17 July 2010 by Annaly Capital 3 Comments

By Annaly Capital Management:

There was a heavy economic data schedule in the back half of this week.

On Thursday we got Industrial Production (IP) and Capacity Utilization (Cap-U) for June, along with Philly Fed Business Conditions and Empire State manufacturing surveys for July. The Empire State survey dropped to around 5 from near 20 in June, and Philly Fed dropped to 5.1 from 8, both of these well below expectations. Although IP and Cap-U have been steadily improving during the prior year, both stalled in June. Given the correlation between IP and the Philly Fed survey, shown below with Industrial Production lagged 6 months, we expect headwinds for the manufacturing-led recovery in coming months.
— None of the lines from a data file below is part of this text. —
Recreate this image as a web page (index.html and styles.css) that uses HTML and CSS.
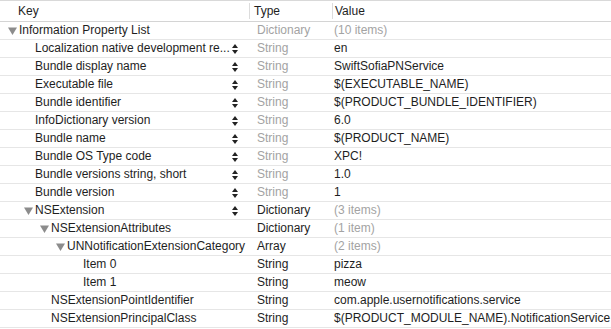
FILE: index.html
```html
<!DOCTYPE html>
<html lang="en">
<head>
    <meta charset="UTF-8">
    <title>Info.plist</title>
    <link rel="stylesheet" href="styles.css">
</head>
<body>

<div class="plist">
    <!-- Column headers -->
    <div class="row header">
        <div class="cell key">Key</div>
        <div class="cell type">Type</div>
        <div class="cell value">Value</div>
    </div>

    <div class="row lvl0">
        <div class="cell key"><span class="tri"><svg width="9" height="8" viewBox="0 0 9 8"><path d="M0 0.5 H9 L4.5 8 Z" fill="#8c8c8c"/></svg></span>Information Property List</div>
        <div class="cell type muted">Dictionary</div>
        <div class="cell value muted">(10 items)</div>
    </div>

    <div class="row lvl1">
        <div class="cell key"><span class="name">Localization native development re...</span><span class="step"><svg width="6" height="12" viewBox="0 0 6 12"><path d="M3 1 L6 5 H0 Z M0 7 H6 L3 11 Z" fill="#222"/></svg></span></div>
        <div class="cell type muted">String</div>
        <div class="cell value">en</div>
    </div>
    <div class="row lvl1">
        <div class="cell key"><span class="name">Bundle display name</span><span class="step"><svg width="6" height="12" viewBox="0 0 6 12"><path d="M3 1 L6 5 H0 Z M0 7 H6 L3 11 Z" fill="#222"/></svg></span></div>
        <div class="cell type muted">String</div>
        <div class="cell value">SwiftSofiaPNService</div>
    </div>
    <div class="row lvl1">
        <div class="cell key"><span class="name">Executable file</span><span class="step"><svg width="6" height="12" viewBox="0 0 6 12"><path d="M3 1 L6 5 H0 Z M0 7 H6 L3 11 Z" fill="#222"/></svg></span></div>
        <div class="cell type muted">String</div>
        <div class="cell value">$(EXECUTABLE_NAME)</div>
    </div>
    <div class="row lvl1">
        <div class="cell key"><span class="name">Bundle identifier</span><span class="step"><svg width="6" height="12" viewBox="0 0 6 12"><path d="M3 1 L6 5 H0 Z M0 7 H6 L3 11 Z" fill="#222"/></svg></span></div>
        <div class="cell type muted">String</div>
        <div class="cell value">$(PRODUCT_BUNDLE_IDENTIFIER)</div>
    </div>
    <div class="row lvl1">
        <div class="cell key"><span class="name">InfoDictionary version</span><span class="step"><svg width="6" height="12" viewBox="0 0 6 12"><path d="M3 1 L6 5 H0 Z M0 7 H6 L3 11 Z" fill="#222"/></svg></span></div>
        <div class="cell type muted">String</div>
        <div class="cell value">6.0</div>
    </div>
    <div class="row lvl1">
        <div class="cell key"><span class="name">Bundle name</span><span class="step"><svg width="6" height="12" viewBox="0 0 6 12"><path d="M3 1 L6 5 H0 Z M0 7 H6 L3 11 Z" fill="#222"/></svg></span></div>
        <div class="cell type muted">String</div>
        <div class="cell value">$(PRODUCT_NAME)</div>
    </div>
    <div class="row lvl1">
        <div class="cell key"><span class="name">Bundle OS Type code</span><span class="step"><svg width="6" height="12" viewBox="0 0 6 12"><path d="M3 1 L6 5 H0 Z M0 7 H6 L3 11 Z" fill="#222"/></svg></span></div>
        <div class="cell type muted">String</div>
        <div class="cell value">XPC!</div>
    </div>
    <div class="row lvl1">
        <div class="cell key"><span class="name">Bundle versions string, short</span><span class="step"><svg width="6" height="12" viewBox="0 0 6 12"><path d="M3 1 L6 5 H0 Z M0 7 H6 L3 11 Z" fill="#222"/></svg></span></div>
        <div class="cell type muted">String</div>
        <div class="cell value">1.0</div>
    </div>
    <div class="row lvl1">
        <div class="cell key"><span class="name">Bundle version</span><span class="step"><svg width="6" height="12" viewBox="0 0 6 12"><path d="M3 1 L6 5 H0 Z M0 7 H6 L3 11 Z" fill="#222"/></svg></span></div>
        <div class="cell type muted">String</div>
        <div class="cell value">1</div>
    </div>
    <div class="row lvl1">
        <div class="cell key"><span class="tri"><svg width="9" height="8" viewBox="0 0 9 8"><path d="M0 0.5 H9 L4.5 8 Z" fill="#8c8c8c"/></svg></span><span class="name">NSExtension</span><span class="step"><svg width="6" height="12" viewBox="0 0 6 12"><path d="M3 1 L6 5 H0 Z M0 7 H6 L3 11 Z" fill="#222"/></svg></span></div>
        <div class="cell type">Dictionary</div>
        <div class="cell value muted">(3 items)</div>
    </div>

    <div class="row lvl2">
        <div class="cell key"><span class="tri"><svg width="9" height="8" viewBox="0 0 9 8"><path d="M0 0.5 H9 L4.5 8 Z" fill="#8c8c8c"/></svg></span>NSExtensionAttributes</div>
        <div class="cell type">Dictionary</div>
        <div class="cell value muted">(1 item)</div>
    </div>
    <div class="row lvl3">
        <div class="cell key"><span class="tri"><svg width="9" height="8" viewBox="0 0 9 8"><path d="M0 0.5 H9 L4.5 8 Z" fill="#8c8c8c"/></svg></span>UNNotificationExtensionCategory</div>
        <div class="cell type">Array</div>
        <div class="cell value muted">(2 items)</div>
    </div>
    <div class="row lvl4">
        <div class="cell key">Item 0</div>
        <div class="cell type">String</div>
        <div class="cell value">pizza</div>
    </div>
    <div class="row lvl4">
        <div class="cell key">Item 1</div>
        <div class="cell type">String</div>
        <div class="cell value">meow</div>
    </div>
    <div class="row lvl2">
        <div class="cell key">NSExtensionPointIdentifier</div>
        <div class="cell type">String</div>
        <div class="cell value">com.apple.usernotifications.service</div>
    </div>
    <div class="row lvl2">
        <div class="cell key">NSExtensionPrincipalClass</div>
        <div class="cell type">String</div>
        <div class="cell value">$(PRODUCT_MODULE_NAME).NotificationService</div>
    </div>
</div>

</body>
</html>
```

FILE: styles.css
```css
body {
    margin: 0;
    background: #fff;
    font-family: "Liberation Sans", Arial, sans-serif;
    font-size: 12px;
    color: #1e1e1e;
}
.plist {
    width: 611px;
}
.row {
    display: grid;
    grid-template-columns: 249px 83px 1fr;
    height: 18px;
    border-bottom: 1px solid #e6e6e6;
    box-sizing: border-box;
}
.cell {
    display: flex;
    align-items: center;
    white-space: nowrap;
    overflow: hidden;
    line-height: 17px;
}
.type {
    padding-left: 8px;
}
.value {
    padding-left: 2px;
}
.muted {
    color: #a3a3a3;
}

/* header */
.header {
    height: 22px;
    border-top: 1px solid #d9d9d9;
    border-bottom: 1px solid #d4d4d4;
}
.header .cell {
    line-height: 20px;
}
.header .key {
    padding-left: 18px;
}
.header .type {
    padding-left: 4px;
    border-left: 1px solid #dcdcdc;
    margin: 2px 0;
}
.header .value {
    padding-left: 2px;
    border-left: 1px solid #dcdcdc;
    margin: 2px 0;
}

/* tree indentation */
.lvl0 .key { padding-left: 19px; }
.lvl1 .key { padding-left: 35px; }
.lvl2 .key { padding-left: 51px; }
.lvl3 .key { padding-left: 67px; }
.lvl4 .key { padding-left: 83px; }

.key {
    position: relative;
}
.tri {
    position: absolute;
    top: 5px;
    margin-left: -11px;
    line-height: 0;
}
.name {
    flex: 1;
    min-width: 0;
}
.step {
    flex: none;
    width: 6px;
    margin: 0 11px 0 2px;
    line-height: 0;
}
```
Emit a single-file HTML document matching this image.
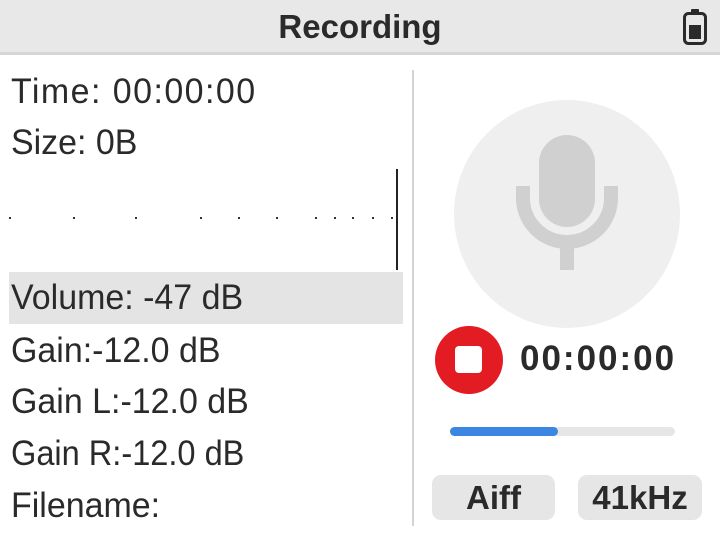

It’s hard to imagine another plunge in Industrial Production like the one in 2008. Production is already back to levels first seen in 2000, a full decade with no advance in production, and inventories have already gone through the correction process (as evidenced by the sales/inventory ratio). But it seems obvious that recent growth rates are unsustainable, particularly in the absence of a real pickup in final sales.

This morning, consumer price data was released. The Consumer Price Index is rolling over, falling for 3 months in a row, and is now at roughly the same level as it was two years ago. The year-over-year growth rate looks to be heading back towards zero.

Maybe the 10yr at 3% isn’t so rich after all.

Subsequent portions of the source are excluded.